A sad situation all 'round. I'd always wondered what the "other side" of the story was.

I was tormented by someone throughout my earlier high school years. And I'm ashamed to admit that it got the point where I actually started plotting how to make it stop. It's frightening to write and admit that now, even thirty years later, but I did.

And it wasn't from being called names or being teased... that's typical of growing up. It happens. But no, this person simply became obsessed with proving how he could control me and my life, the people in it, the friends I had, what people thought of me, and my concept of reality and who I was. It wasn't what he DID so much as the fact that he'd DO it, if that makes sense? I just couldn't believe anyone would be THAT obsessed with me specifically, that sadistic, that bent on proving that he had some sort of "power over" me. Piece by piece, he'd remove the things from my life... people, friends, assumptions, confidence, trust... and any sense of self-determination I had left.

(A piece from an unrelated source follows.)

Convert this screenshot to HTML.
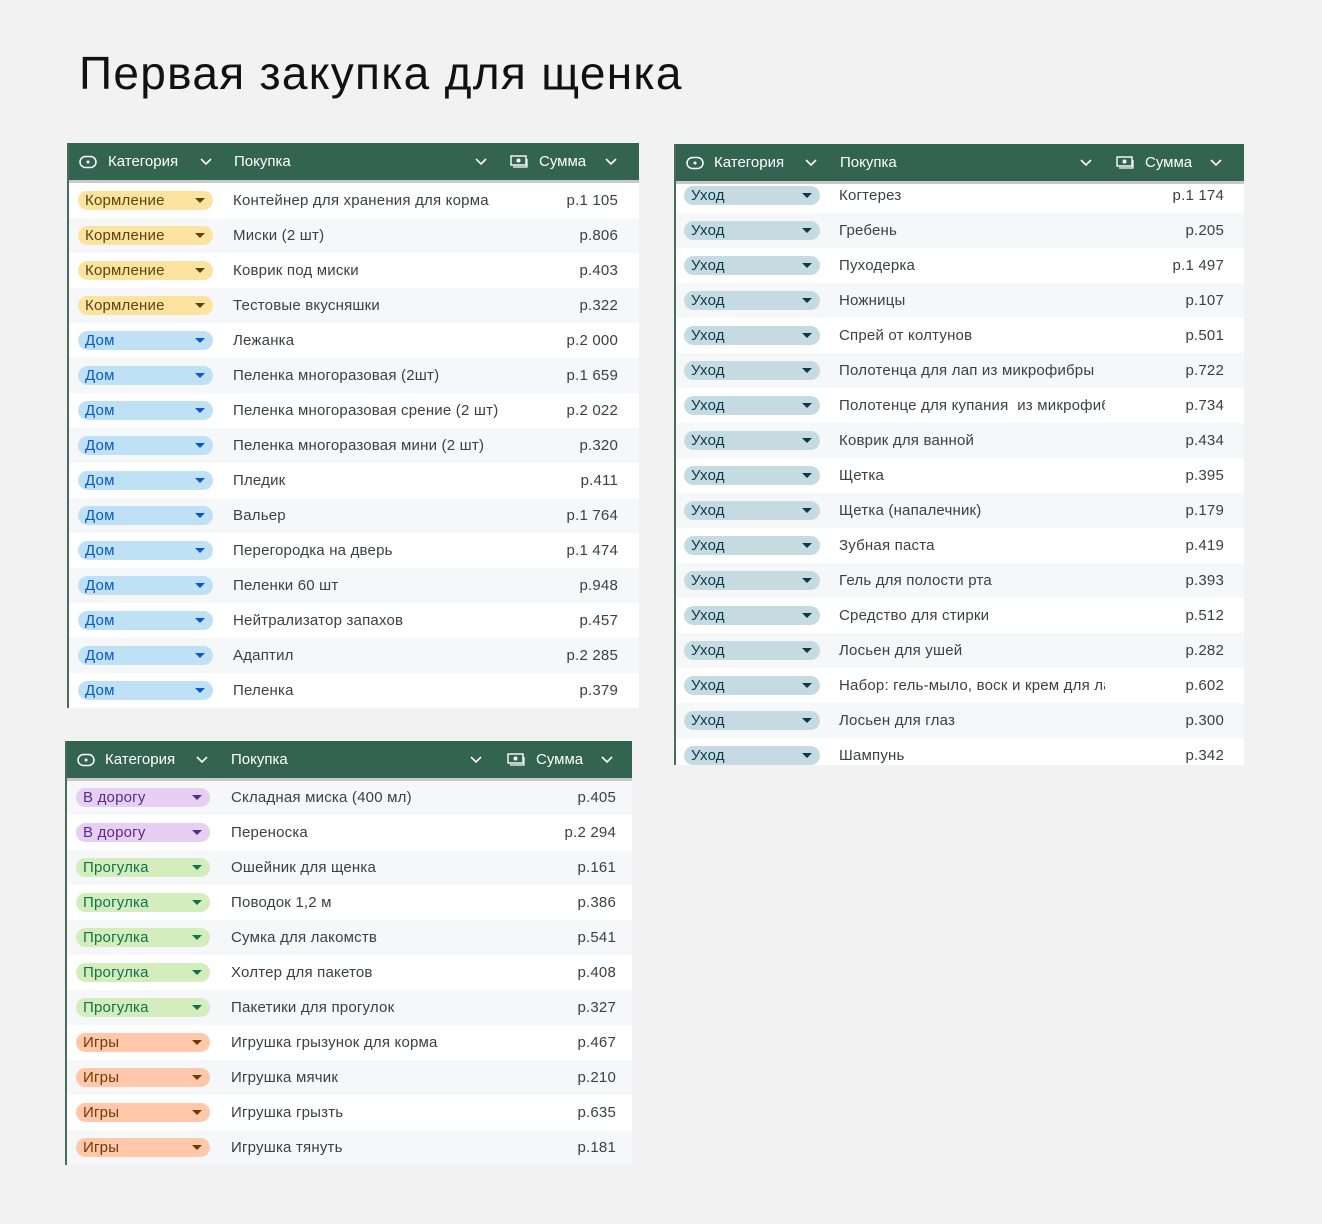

In the end, something in me snapped, but instead of reacting with violence, I simply lost interest in it all. I just crashed emotionally, became cold, stopped caring, just focused on schoolwork and enjoying my time alone, and over time the "high" he was getting from watching me squirm faded, the people he'd turned against me ended up laughing at HIM, and life went back to normal for me.

But it's frightening to think how close I was to becoming a "Brandon" myself.